I especially wonder about this at high school games.

It’s almost comical when the sportsmanship code is read over the public address system in high school gyms. It talks about treating all players, coaches and officials with respect and that any conduct detrimental in any way is cause for dismissal.

The national anthem is played, starting lineups are introduced ... Then it’s open season on the refs.

I know people scream at football officials, baseball umpires and hockey referees, too, but it’s nothing compared to basketball.

Maybe it’s because everyone is so close to the action — and the officials’ ears — in high school basketball that fans cannot resist the temptation to give them an earful.

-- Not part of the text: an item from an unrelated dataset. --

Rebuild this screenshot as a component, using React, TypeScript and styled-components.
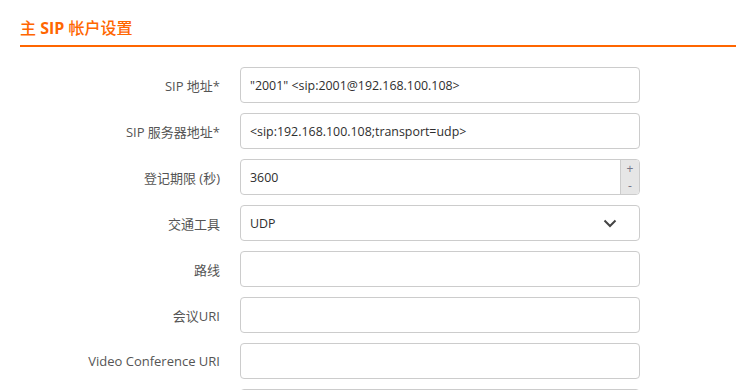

Handling coaches and players should be simple. All that needs done there is for officials to tell both parties during the pre-game meeting that they will issue one warning for any comment critical of their work.

After that one warning — if complaining persists — technical foul calls start coming.

Players and coaches would get real quiet at that point.

Yes, I’m aware of the phrase “working the officials” to try to get the next call or a call later in the game. If a coach wants an explanation, fine. It should go no farther.

Coaches coach. Players play. Officials officiate. Spectators encourage all participants in a positive manner.

End of story.

It doesn’t sound that difficult. It shouldn’t be.

Officials won’t issue the one-warning caution because they don’t want themselves appearing to be soft, showing that they can’t “take it.”

Bottom line is, they shouldn’t have to take it.

The guys in stripes aren’t there to be abused by anybody. They are not wearing one team’s uniform. Five guys aren’t playing against eight and they do call ‘em both ways.

A critical call one way or the other near the end of a close game is going to emit an emotional response from the stands. Understandable.

Other than that, let loose with your oohs and aahs, but get off the officials’ case.

Rude and insulting behavior toward any official should not be tolerated in any gym.

A packed gym for a high school basketball game should be rowdy. It should be loud. It should also be enthusiastic and exciting, not angry and antagonistic.

Basketball officials need to take charge of the latter a little more.

Sad thing is, they shouldn’t have to.

Because angry and antagonistic should not exist at such venues.